As the title of this post says, weeds are just unwanted wildflowers. Upon discovery they’re removed and they don’t have the time to grow and flourish, but when they do they can really bring results. Take the most notorious garden weed for example, the dandelion in the image/video below. This Red Mason Bee on the image below was taken in the garden recently, and it shows the dandelion’s merit as a good early source of nectar for pollinators as they emerge in spring. For most gardeners pollinators are important and very much loved, this is why I encourage you to give them this early food source.
Small world of wonder
Have you ever filled a planting tray freshly topped up with compost and let it sit idle because you forgot the seeds or heard the doorbell?
I have, many times to the detriment of my lettuce yield. This does not mean that the tray of compost remains unproductive, quite the opposite is true in fact, because through a mix of airborne seeds (and whatever may have been residing within the compost) the tray will promptly burst into life.
In this particular tray of mine there was an outbreak of life, a variety of small flowering plants had emerged, of which I could name but a few. The identity of the plants is beside the point though because in a small square tray within a smaller time frame, life had emerged of its own volition.
The big picture
It isn’t just the invertebrates that benefit from letting the weeds grow, because they indirectly feed a wide ecosystem with insectivorous mammals, birds and amphibians that will look fondly on the bounty of food on your unintended wildflowers.
They aren’t just part of an indirect food chain, plants like teasel may occur, especially if they’re local to your garden. Teasel grows over two seasons so you’re in for a long wait, but when they finally do bloom you can be greeted by striking purple flower heads, these will be a welcome source of nectar for pollinators and over time they will develop into seed heads and these are a wonderful treat for birds, especially Goldfinches. Overall this isn’t a bad track record for plants that while unintentional, you can get for free with little effort.
Everything counts, a summary.
In the above picture you can see the weeds that developed in a plant tray that was once a crate from the local industrial estate. On the top left you can see a young Teasel which germinated last year, in the top centre you can see a cluster of Corncockle (great for pollinators). Many of these plants I recognise from my wildflower patch but they have inevitably made their way into one of my plant trays.
I hope you have read this and it has encouraged you to reconsider your stance on weeds in your garden.

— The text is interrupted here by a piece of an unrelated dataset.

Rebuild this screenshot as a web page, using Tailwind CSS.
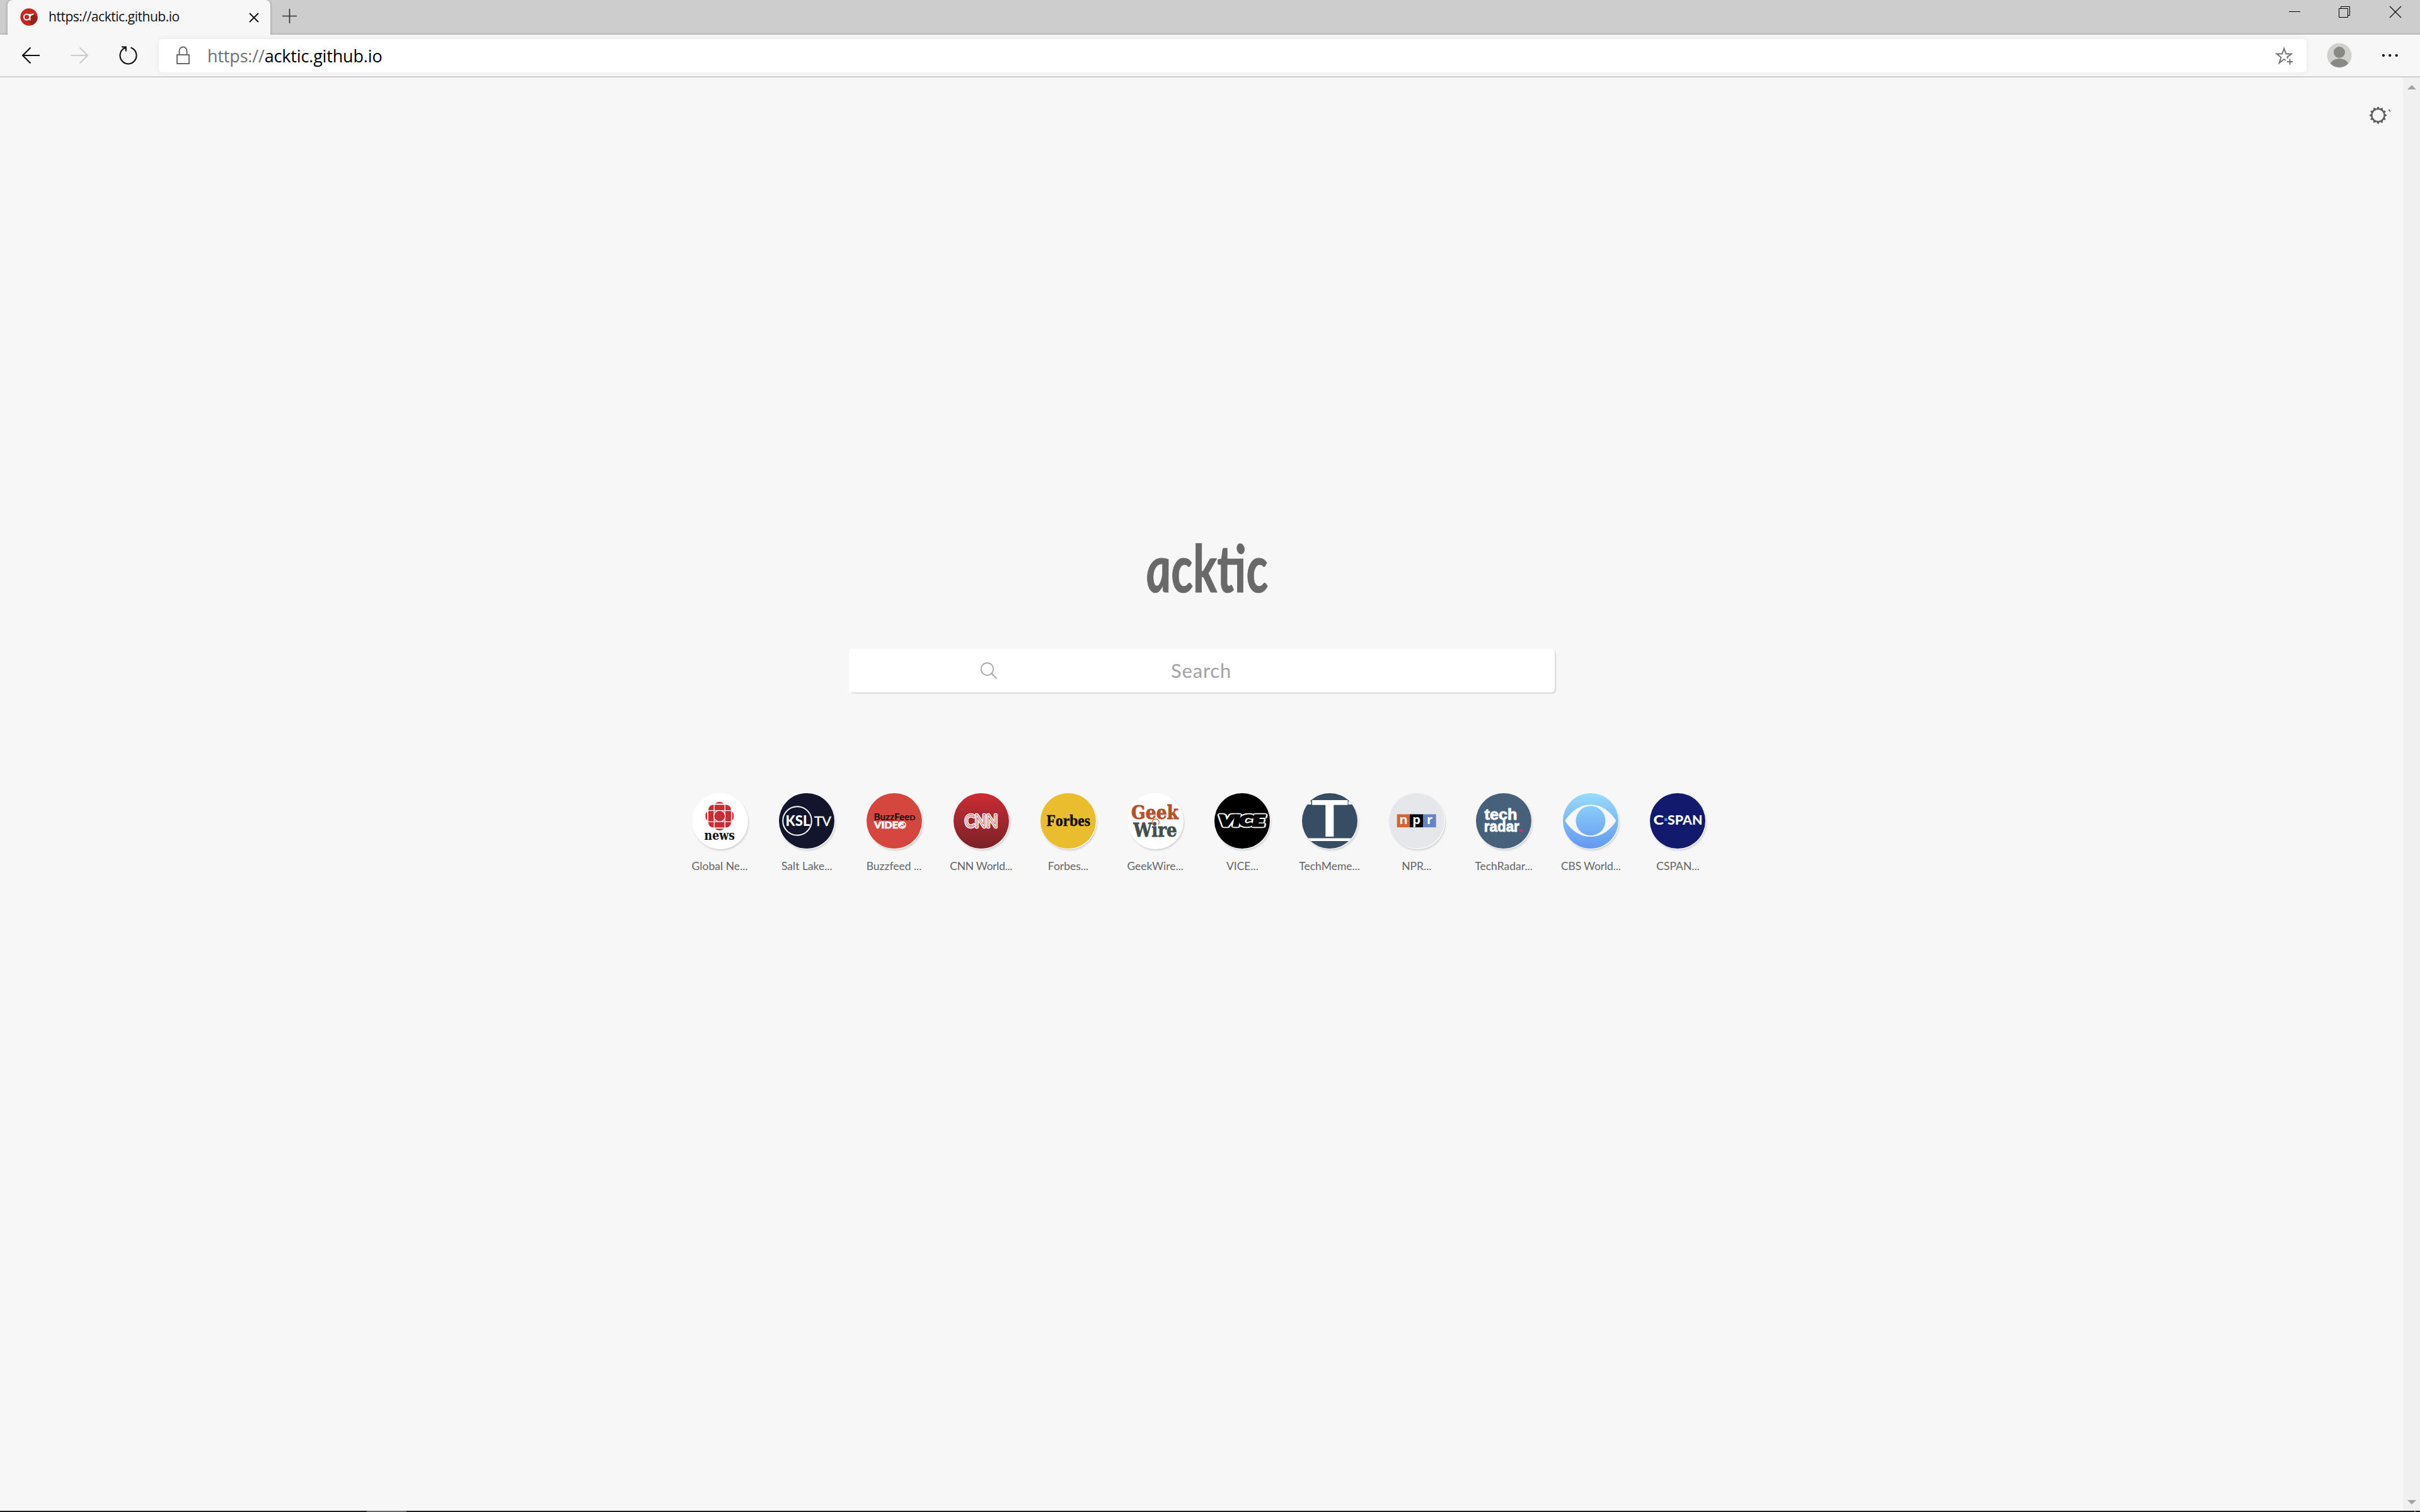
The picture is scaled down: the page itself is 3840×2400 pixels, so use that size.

I am not saying you should just cover your garden in dandelions, but make a small patch, or just a pot for weeds to grow into. This is great for your garden ecology as these plants are truly wild flowers and it means that the plants you grow are the plants that will naturally occur in your area.
I would also say that you may want to check what is growing of its own volition, as you may find some invasive species in your garden, I would encourage you to remove these, if you have the capability, I would also like to say that in the cases of some invasive plants such as Giant Hogweed you may want to seek professional removal services to due safety reasons.
But when you see a new shoot pop up in a flower bed, an asymmetrical buttercup in your lawn or a teasel in a tray, remember that it may well be a nice little addition for the wildlife in your garden and perhaps they will grow on you too (emotionally of course).